Task to complete: Write out the whole listing exactly as it stands.

--- Start of Data excerpt ---

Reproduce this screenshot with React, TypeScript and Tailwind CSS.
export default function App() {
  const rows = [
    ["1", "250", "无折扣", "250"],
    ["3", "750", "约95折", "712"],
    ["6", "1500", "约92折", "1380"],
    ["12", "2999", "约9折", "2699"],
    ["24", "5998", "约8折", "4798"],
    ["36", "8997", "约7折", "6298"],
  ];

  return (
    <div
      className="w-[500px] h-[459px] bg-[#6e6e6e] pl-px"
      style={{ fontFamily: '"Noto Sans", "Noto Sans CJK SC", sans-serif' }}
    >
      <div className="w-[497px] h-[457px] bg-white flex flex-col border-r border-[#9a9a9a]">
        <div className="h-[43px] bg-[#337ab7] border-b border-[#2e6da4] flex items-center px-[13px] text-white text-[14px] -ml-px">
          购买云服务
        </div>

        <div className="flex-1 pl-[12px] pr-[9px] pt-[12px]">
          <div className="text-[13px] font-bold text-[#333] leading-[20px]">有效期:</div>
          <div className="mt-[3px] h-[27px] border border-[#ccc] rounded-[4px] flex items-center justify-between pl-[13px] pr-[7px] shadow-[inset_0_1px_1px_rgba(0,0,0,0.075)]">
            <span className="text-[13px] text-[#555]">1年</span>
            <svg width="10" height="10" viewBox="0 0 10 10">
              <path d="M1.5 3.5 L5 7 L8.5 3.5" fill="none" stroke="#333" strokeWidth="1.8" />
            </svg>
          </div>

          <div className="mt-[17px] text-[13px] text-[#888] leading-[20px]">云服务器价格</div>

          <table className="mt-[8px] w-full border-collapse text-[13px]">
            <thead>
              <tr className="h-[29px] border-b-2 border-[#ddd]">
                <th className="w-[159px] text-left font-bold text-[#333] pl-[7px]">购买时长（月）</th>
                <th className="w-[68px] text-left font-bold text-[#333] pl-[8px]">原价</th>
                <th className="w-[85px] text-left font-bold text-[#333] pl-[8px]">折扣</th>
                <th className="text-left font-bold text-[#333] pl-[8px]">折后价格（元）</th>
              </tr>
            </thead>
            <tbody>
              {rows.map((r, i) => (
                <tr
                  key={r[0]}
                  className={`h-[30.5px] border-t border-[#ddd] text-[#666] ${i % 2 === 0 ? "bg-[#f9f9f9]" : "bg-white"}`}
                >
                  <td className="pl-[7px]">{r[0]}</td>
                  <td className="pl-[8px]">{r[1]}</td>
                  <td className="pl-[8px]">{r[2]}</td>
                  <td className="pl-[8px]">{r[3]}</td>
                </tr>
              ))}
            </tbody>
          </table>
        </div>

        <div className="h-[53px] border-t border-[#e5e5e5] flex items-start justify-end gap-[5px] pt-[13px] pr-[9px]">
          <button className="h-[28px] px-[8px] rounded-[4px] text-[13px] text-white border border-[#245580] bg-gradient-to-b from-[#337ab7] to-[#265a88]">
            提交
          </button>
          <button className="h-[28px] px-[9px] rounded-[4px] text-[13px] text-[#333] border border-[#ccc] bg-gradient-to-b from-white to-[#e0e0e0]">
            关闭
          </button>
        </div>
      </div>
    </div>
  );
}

--- End of Data excerpt ---

Written response:
Reproduce this screenshot with React, TypeScript and Tailwind CSS.
export default function App() {
  const rows = [
    ["1", "250", "无折扣", "250"],
    ["3", "750", "约95折", "712"],
    ["6", "1500", "约92折", "1380"],
    ["12", "2999", "约9折", "2699"],
    ["24", "5998", "约8折", "4798"],
    ["36", "8997", "约7折", "6298"],
  ];

  return (
    <div
      className="w-[500px] h-[459px] bg-[#6e6e6e] pl-px"
      style={{ fontFamily: '"Noto Sans", "Noto Sans CJK SC", sans-serif' }}
    >
      <div className="w-[497px] h-[457px] bg-white flex flex-col border-r border-[#9a9a9a]">
        <div className="h-[43px] bg-[#337ab7] border-b border-[#2e6da4] flex items-center px-[13px] text-white text-[14px] -ml-px">
          购买云服务
        </div>

        <div className="flex-1 pl-[12px] pr-[9px] pt-[12px]">
          <div className="text-[13px] font-bold text-[#333] leading-[20px]">有效期:</div>
          <div className="mt-[3px] h-[27px] border border-[#ccc] rounded-[4px] flex items-center justify-between pl-[13px] pr-[7px] shadow-[inset_0_1px_1px_rgba(0,0,0,0.075)]">
            <span className="text-[13px] text-[#555]">1年</span>
            <svg width="10" height="10" viewBox="0 0 10 10">
              <path d="M1.5 3.5 L5 7 L8.5 3.5" fill="none" stroke="#333" strokeWidth="1.8" />
            </svg>
          </div>

          <div className="mt-[17px] text-[13px] text-[#888] leading-[20px]">云服务器价格</div>

          <table className="mt-[8px] w-full border-collapse text-[13px]">
            <thead>
              <tr className="h-[29px] border-b-2 border-[#ddd]">
                <th className="w-[159px] text-left font-bold text-[#333] pl-[7px]">购买时长（月）</th>
                <th className="w-[68px] text-left font-bold text-[#333] pl-[8px]">原价</th>
                <th className="w-[85px] text-left font-bold text-[#333] pl-[8px]">折扣</th>
                <th className="text-left font-bold text-[#333] pl-[8px]">折后价格（元）</th>
              </tr>
            </thead>
            <tbody>
              {rows.map((r, i) => (
                <tr
                  key={r[0]}
                  className={`h-[30.5px] border-t border-[#ddd] text-[#666] ${i % 2 === 0 ? "bg-[#f9f9f9]" : "bg-white"}`}
                >
                  <td className="pl-[7px]">{r[0]}</td>
                  <td className="pl-[8px]">{r[1]}</td>
                  <td className="pl-[8px]">{r[2]}</td>
                  <td className="pl-[8px]">{r[3]}</td>
                </tr>
              ))}
            </tbody>
          </table>
        </div>

        <div className="h-[53px] border-t border-[#e5e5e5] flex items-start justify-end gap-[5px] pt-[13px] pr-[9px]">
          <button className="h-[28px] px-[8px] rounded-[4px] text-[13px] text-white border border-[#245580] bg-gradient-to-b from-[#337ab7] to-[#265a88]">
            提交
          </button>
          <button className="h-[28px] px-[9px] rounded-[4px] text-[13px] text-[#333] border border-[#ccc] bg-gradient-to-b from-white to-[#e0e0e0]">
            关闭
          </button>
        </div>
      </div>
    </div>
  );
}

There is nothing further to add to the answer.